» **TO DO**
Copy out all lines in the data below containing the string "full".

» **SOURCE MATERIAL**
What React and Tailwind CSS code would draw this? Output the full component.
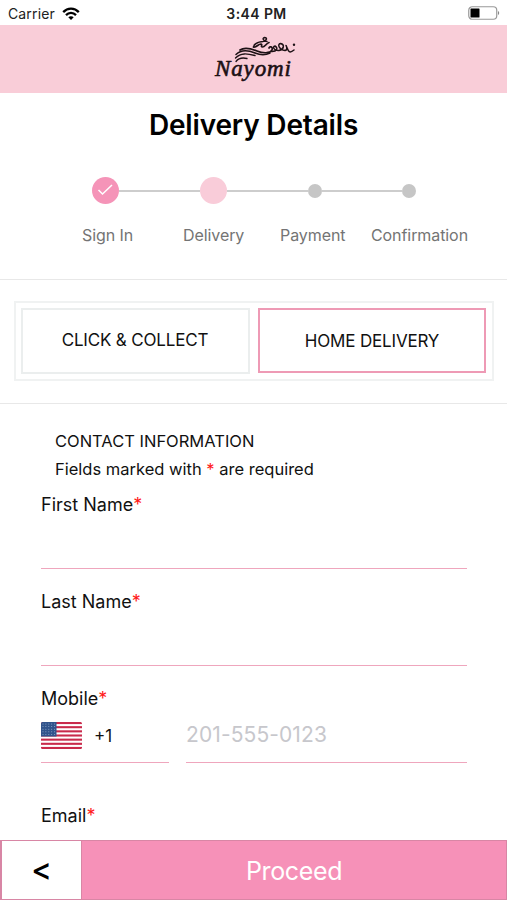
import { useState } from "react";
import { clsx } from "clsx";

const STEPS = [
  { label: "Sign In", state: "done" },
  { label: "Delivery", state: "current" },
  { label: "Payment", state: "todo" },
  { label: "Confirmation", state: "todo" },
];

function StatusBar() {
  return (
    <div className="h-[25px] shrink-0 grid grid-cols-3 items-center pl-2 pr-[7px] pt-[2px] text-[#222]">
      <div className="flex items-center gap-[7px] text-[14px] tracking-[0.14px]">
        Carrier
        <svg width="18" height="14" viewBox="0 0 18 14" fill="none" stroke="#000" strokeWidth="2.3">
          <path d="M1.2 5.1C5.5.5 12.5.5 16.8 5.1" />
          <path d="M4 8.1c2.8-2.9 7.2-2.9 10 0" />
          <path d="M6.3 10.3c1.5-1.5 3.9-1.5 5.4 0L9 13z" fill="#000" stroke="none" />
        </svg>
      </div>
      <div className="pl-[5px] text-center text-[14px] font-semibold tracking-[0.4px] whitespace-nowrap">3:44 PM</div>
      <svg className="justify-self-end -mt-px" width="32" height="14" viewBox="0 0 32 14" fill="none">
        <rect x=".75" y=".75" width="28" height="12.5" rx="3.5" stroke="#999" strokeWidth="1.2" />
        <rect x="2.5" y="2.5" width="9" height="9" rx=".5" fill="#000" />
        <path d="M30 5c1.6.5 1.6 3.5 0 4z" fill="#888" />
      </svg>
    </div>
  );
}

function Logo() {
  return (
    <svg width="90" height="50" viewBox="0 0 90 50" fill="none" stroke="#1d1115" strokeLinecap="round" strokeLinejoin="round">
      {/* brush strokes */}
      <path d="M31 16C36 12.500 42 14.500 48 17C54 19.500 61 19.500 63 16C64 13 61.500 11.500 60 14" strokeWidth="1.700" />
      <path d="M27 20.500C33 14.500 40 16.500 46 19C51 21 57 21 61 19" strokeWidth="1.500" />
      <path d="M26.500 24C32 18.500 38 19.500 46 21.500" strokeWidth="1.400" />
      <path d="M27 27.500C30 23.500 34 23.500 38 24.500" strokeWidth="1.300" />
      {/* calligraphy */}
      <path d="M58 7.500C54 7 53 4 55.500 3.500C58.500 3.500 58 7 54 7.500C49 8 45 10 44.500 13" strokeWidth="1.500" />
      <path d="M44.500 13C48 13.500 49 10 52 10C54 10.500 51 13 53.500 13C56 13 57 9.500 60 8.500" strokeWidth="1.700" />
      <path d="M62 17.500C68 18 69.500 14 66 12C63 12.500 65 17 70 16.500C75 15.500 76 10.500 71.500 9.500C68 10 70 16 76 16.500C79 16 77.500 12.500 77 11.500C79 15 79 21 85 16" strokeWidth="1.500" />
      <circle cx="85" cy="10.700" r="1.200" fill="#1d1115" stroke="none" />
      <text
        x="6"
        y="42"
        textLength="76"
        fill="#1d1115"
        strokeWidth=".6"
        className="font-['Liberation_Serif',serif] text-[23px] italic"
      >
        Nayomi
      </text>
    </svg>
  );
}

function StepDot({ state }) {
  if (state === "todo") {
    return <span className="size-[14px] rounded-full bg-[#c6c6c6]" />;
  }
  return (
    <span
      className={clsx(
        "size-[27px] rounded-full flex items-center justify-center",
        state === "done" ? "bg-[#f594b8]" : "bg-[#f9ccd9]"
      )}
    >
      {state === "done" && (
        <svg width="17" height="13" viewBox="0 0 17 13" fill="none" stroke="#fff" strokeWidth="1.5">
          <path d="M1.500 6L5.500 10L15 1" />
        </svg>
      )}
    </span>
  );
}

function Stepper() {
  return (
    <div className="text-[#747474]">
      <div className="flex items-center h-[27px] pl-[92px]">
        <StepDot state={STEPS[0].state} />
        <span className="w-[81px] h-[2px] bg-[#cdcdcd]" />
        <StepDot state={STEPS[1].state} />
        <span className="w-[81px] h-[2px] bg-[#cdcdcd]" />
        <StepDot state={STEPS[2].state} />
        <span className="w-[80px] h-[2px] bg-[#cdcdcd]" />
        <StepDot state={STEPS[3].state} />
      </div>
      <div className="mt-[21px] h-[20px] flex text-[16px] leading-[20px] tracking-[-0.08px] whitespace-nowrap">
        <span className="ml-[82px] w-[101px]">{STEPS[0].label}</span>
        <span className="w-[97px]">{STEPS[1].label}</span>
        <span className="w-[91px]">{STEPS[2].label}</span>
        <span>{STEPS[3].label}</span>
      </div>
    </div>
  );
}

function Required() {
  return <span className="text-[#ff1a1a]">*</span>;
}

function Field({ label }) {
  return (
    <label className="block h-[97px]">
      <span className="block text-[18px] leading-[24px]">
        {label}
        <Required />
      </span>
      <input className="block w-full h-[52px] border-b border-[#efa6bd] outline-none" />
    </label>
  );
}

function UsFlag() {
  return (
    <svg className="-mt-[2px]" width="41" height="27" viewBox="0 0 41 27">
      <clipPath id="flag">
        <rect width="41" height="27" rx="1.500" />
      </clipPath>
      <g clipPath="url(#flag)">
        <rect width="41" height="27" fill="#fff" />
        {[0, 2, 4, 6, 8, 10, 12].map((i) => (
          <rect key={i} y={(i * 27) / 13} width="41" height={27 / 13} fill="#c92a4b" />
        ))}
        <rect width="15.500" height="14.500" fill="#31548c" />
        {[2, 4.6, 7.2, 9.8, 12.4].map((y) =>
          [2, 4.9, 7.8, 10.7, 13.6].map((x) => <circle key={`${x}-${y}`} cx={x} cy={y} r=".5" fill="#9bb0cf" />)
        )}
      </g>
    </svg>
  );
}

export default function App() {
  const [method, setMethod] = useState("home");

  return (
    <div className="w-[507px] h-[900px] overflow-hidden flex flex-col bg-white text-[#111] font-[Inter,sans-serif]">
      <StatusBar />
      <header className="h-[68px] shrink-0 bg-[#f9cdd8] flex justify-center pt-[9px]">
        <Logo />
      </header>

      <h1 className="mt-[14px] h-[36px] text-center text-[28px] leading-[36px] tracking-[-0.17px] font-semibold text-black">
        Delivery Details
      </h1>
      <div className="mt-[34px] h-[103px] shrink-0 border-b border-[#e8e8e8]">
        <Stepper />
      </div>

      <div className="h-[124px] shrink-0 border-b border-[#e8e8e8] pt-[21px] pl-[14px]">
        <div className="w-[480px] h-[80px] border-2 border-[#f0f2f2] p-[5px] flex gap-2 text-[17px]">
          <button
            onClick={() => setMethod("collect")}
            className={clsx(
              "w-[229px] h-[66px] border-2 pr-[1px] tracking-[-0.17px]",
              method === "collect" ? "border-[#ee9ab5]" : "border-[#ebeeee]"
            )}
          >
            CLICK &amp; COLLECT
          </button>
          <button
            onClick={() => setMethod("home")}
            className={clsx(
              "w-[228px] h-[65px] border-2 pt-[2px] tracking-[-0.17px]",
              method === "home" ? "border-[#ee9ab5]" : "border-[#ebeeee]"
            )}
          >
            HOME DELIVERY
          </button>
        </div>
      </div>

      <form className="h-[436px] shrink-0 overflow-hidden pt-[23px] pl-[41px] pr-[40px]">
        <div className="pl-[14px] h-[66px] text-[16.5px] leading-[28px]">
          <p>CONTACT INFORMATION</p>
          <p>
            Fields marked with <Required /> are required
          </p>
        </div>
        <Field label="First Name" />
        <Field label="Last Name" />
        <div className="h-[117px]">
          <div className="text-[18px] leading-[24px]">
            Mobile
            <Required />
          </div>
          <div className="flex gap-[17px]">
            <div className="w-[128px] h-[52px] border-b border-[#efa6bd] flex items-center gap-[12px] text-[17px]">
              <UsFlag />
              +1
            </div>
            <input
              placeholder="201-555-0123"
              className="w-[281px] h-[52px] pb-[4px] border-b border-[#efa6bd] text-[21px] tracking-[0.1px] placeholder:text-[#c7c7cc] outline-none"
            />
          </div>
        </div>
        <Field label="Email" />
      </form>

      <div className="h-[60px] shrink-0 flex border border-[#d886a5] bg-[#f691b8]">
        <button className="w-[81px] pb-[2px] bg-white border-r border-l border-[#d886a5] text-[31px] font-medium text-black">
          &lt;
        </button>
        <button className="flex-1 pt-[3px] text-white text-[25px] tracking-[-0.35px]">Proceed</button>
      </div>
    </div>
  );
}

» **RESULT BELOW**
What React and Tailwind CSS code would draw this? Output the full component.
    return <span className="size-[14px] rounded-full bg-[#c6c6c6]" />;
        "size-[27px] rounded-full flex items-center justify-center",
      <input className="block w-full h-[52px] border-b border-[#efa6bd] outline-none" />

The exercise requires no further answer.